Committee members, in their questioning of the FAI on Wednesday, tried to make their questioning relevant by linking it to the suspended Sports Ireland funding and how to restore it, rather than general governance and financing of the FAI.

But there were many grey areas where the chair erred on the side of caution.

“We’ve had a number of meetings as a committee,” O’Dowd said on the Late Debate, “with the legal advisors of the Oireachtas, in relation to the Supreme Court case being heard on the issue of the treatment of witnesses, and the tone and the way the chairman does or does not conduct their business.

Our remit is solely to ask questions about the actual governance, but legally, we’re not allowed to ask questions in relation to expenses, in relation to salaries, or all those other issues that everybody wants to get answers to. It is not in our remit and therefore we can’t legally ask them to.

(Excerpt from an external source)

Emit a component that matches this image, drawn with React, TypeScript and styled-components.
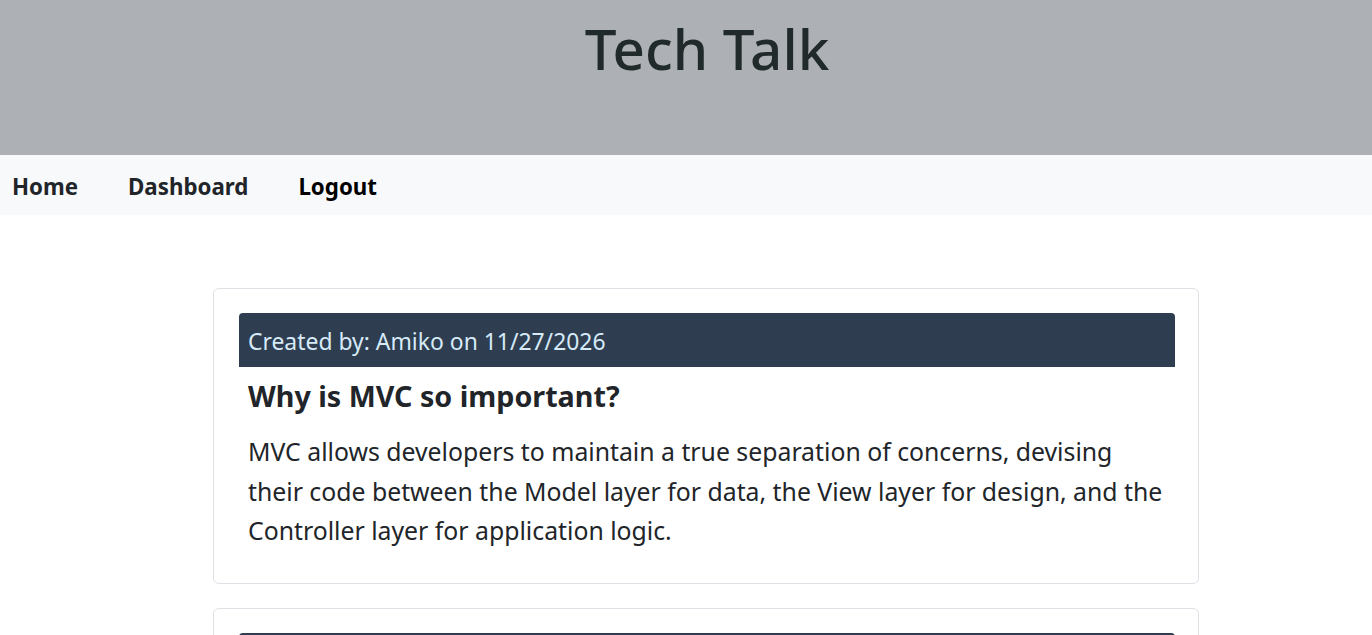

As with the Kerins case, Delaney and his FAI colleagues are citizens, not Ministers or civil servants, and so don’t have to appear before committees, as O’Dowd explains:

Delaney and the FAI are not civil servants, they’re not obliged to appear before Oireachtas committees so if they don’t want to answer questions they don’t have to. 

So do Oireachtas committees need more power, and if they do, what specific powers can we give them?

There are ways of expanding the terms of reference of the Houses of the Oireachtas without evoking constitutional change, Kenny says.

“If you want to go broader than this, and allow the Houses of the Oireachtas to conduct certain inquiries, that’s more tricky. There would be a fear that there would be no judicial oversight… and a distrust of politicians to use that power responsibly.

“Even if you believe committees need to be more robust, formulating that would require constitutional change, and the idea of parliamentary inquiries is unpopular.”

“No committee can be a Starr chamber,” O’Dowd said. “You must have protocols, you must have processes, they must be seen to be fair. It must be respectful of the witnesses, but there must be thorough, there must be robust debate.”